Rows from a dataset of pages and code

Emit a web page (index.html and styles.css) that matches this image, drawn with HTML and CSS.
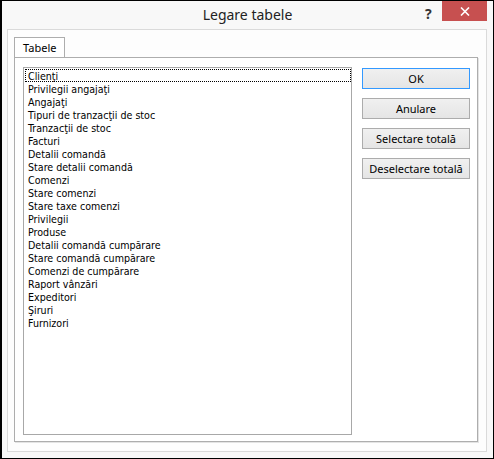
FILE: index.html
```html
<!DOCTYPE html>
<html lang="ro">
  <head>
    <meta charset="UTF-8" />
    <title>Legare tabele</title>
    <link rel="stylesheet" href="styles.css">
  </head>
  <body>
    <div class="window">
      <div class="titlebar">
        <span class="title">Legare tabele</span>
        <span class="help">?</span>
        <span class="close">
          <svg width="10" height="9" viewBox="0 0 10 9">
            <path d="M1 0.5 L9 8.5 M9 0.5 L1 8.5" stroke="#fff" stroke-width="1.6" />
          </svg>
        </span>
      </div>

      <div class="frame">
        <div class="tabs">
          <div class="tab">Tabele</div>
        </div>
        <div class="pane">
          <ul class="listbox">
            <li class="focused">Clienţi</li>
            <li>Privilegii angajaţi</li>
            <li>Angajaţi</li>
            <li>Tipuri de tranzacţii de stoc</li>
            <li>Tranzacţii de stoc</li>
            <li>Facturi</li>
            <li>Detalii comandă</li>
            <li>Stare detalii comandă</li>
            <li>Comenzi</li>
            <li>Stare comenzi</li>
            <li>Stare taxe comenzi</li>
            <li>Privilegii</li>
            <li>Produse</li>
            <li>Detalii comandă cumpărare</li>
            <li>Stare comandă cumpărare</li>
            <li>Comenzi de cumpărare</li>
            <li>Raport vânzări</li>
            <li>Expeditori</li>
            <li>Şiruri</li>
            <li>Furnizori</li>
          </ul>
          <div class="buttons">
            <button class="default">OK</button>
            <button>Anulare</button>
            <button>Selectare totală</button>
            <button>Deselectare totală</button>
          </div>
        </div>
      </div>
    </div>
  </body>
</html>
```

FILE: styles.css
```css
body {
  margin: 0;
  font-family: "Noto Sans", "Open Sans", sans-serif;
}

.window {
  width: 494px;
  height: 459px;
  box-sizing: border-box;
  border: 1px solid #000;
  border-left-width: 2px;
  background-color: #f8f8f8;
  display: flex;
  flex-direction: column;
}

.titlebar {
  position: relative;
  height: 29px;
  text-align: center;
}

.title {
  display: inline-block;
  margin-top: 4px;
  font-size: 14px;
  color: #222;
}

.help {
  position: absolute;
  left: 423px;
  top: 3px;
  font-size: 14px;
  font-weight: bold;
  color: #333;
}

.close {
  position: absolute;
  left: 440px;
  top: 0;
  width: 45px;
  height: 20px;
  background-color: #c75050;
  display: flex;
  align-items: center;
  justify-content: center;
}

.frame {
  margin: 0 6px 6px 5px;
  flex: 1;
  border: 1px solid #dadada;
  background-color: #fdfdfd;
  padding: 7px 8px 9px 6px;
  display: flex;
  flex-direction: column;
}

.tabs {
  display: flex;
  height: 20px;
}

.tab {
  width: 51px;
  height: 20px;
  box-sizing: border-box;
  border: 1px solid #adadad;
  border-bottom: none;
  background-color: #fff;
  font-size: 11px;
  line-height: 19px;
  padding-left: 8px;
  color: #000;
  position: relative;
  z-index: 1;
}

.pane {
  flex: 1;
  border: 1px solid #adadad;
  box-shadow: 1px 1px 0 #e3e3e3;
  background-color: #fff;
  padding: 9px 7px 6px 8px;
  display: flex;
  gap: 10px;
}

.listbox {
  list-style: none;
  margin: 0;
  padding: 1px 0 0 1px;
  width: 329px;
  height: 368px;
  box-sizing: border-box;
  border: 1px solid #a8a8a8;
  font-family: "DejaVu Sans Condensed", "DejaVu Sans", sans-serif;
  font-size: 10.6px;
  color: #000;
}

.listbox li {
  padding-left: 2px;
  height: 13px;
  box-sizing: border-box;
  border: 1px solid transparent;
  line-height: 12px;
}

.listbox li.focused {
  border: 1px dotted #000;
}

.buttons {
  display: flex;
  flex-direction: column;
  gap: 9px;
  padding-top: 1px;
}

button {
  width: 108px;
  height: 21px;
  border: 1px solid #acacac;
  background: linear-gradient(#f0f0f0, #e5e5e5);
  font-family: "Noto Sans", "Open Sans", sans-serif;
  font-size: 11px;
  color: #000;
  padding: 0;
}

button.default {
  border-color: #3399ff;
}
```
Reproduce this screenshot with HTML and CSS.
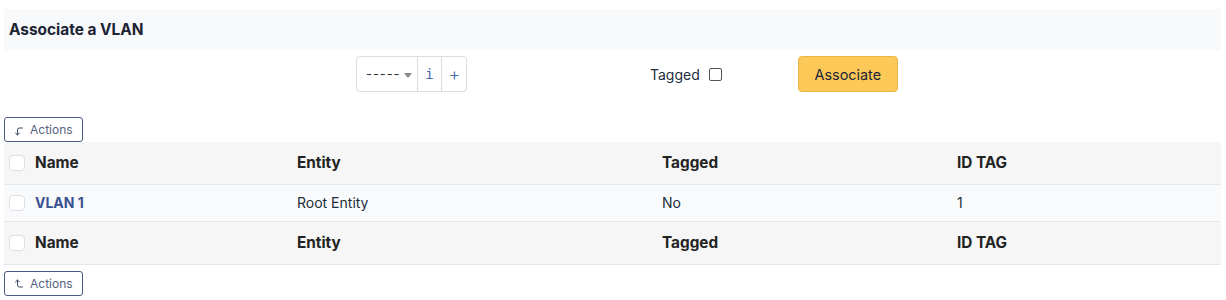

• [What is needed]: Copy everything in the records above except the pictures, exactly as written.

• [Final result]:
Emit a web page (index.html and styles.css) that matches this image, drawn with HTML and CSS.
FILE: index.html
```html
<!DOCTYPE html>
<html lang="ro">
  <head>
    <meta charset="UTF-8" />
    <title>Legare tabele</title>
    <link rel="stylesheet" href="styles.css">
  </head>
  <body>
    <div class="window">
      <div class="titlebar">
        <span class="title">Legare tabele</span>
        <span class="help">?</span>
        <span class="close">
          <svg width="10" height="9" viewBox="0 0 10 9">
            <path d="M1 0.5 L9 8.5 M9 0.5 L1 8.5" stroke="#fff" stroke-width="1.6" />
          </svg>
        </span>
      </div>

      <div class="frame">
        <div class="tabs">
          <div class="tab">Tabele</div>
        </div>
        <div class="pane">
          <ul class="listbox">
            <li class="focused">Clienţi</li>
            <li>Privilegii angajaţi</li>
            <li>Angajaţi</li>
            <li>Tipuri de tranzacţii de stoc</li>
            <li>Tranzacţii de stoc</li>
            <li>Facturi</li>
            <li>Detalii comandă</li>
            <li>Stare detalii comandă</li>
            <li>Comenzi</li>
            <li>Stare comenzi</li>
            <li>Stare taxe comenzi</li>
            <li>Privilegii</li>
            <li>Produse</li>
            <li>Detalii comandă cumpărare</li>
            <li>Stare comandă cumpărare</li>
            <li>Comenzi de cumpărare</li>
            <li>Raport vânzări</li>
            <li>Expeditori</li>
            <li>Şiruri</li>
            <li>Furnizori</li>
          </ul>
          <div class="buttons">
            <button class="default">OK</button>
            <button>Anulare</button>
            <button>Selectare totală</button>
            <button>Deselectare totală</button>
          </div>
        </div>
      </div>
    </div>
  </body>
</html>
```

FILE: styles.css
```css
body {
  margin: 0;
  font-family: "Noto Sans", "Open Sans", sans-serif;
}

.window {
  width: 494px;
  height: 459px;
  box-sizing: border-box;
  border: 1px solid #000;
  border-left-width: 2px;
  background-color: #f8f8f8;
  display: flex;
  flex-direction: column;
}

.titlebar {
  position: relative;
  height: 29px;
  text-align: center;
}

.title {
  display: inline-block;
  margin-top: 4px;
  font-size: 14px;
  color: #222;
}

.help {
  position: absolute;
  left: 423px;
  top: 3px;
  font-size: 14px;
  font-weight: bold;
  color: #333;
}

.close {
  position: absolute;
  left: 440px;
  top: 0;
  width: 45px;
  height: 20px;
  background-color: #c75050;
  display: flex;
  align-items: center;
  justify-content: center;
}

.frame {
  margin: 0 6px 6px 5px;
  flex: 1;
  border: 1px solid #dadada;
  background-color: #fdfdfd;
  padding: 7px 8px 9px 6px;
  display: flex;
  flex-direction: column;
}

.tabs {
  display: flex;
  height: 20px;
}

.tab {
  width: 51px;
  height: 20px;
  box-sizing: border-box;
  border: 1px solid #adadad;
  border-bottom: none;
  background-color: #fff;
  font-size: 11px;
  line-height: 19px;
  padding-left: 8px;
  color: #000;
  position: relative;
  z-index: 1;
}

.pane {
  flex: 1;
  border: 1px solid #adadad;
  box-shadow: 1px 1px 0 #e3e3e3;
  background-color: #fff;
  padding: 9px 7px 6px 8px;
  display: flex;
  gap: 10px;
}

.listbox {
  list-style: none;
  margin: 0;
  padding: 1px 0 0 1px;
  width: 329px;
  height: 368px;
  box-sizing: border-box;
  border: 1px solid #a8a8a8;
  font-family: "DejaVu Sans Condensed", "DejaVu Sans", sans-serif;
  font-size: 10.6px;
  color: #000;
}

.listbox li {
  padding-left: 2px;
  height: 13px;
  box-sizing: border-box;
  border: 1px solid transparent;
  line-height: 12px;
}

.listbox li.focused {
  border: 1px dotted #000;
}

.buttons {
  display: flex;
  flex-direction: column;
  gap: 9px;
  padding-top: 1px;
}

button {
  width: 108px;
  height: 21px;
  border: 1px solid #acacac;
  background: linear-gradient(#f0f0f0, #e5e5e5);
  font-family: "Noto Sans", "Open Sans", sans-serif;
  font-size: 11px;
  color: #000;
  padding: 0;
}

button.default {
  border-color: #3399ff;
}
```
Reproduce this screenshot with HTML and CSS.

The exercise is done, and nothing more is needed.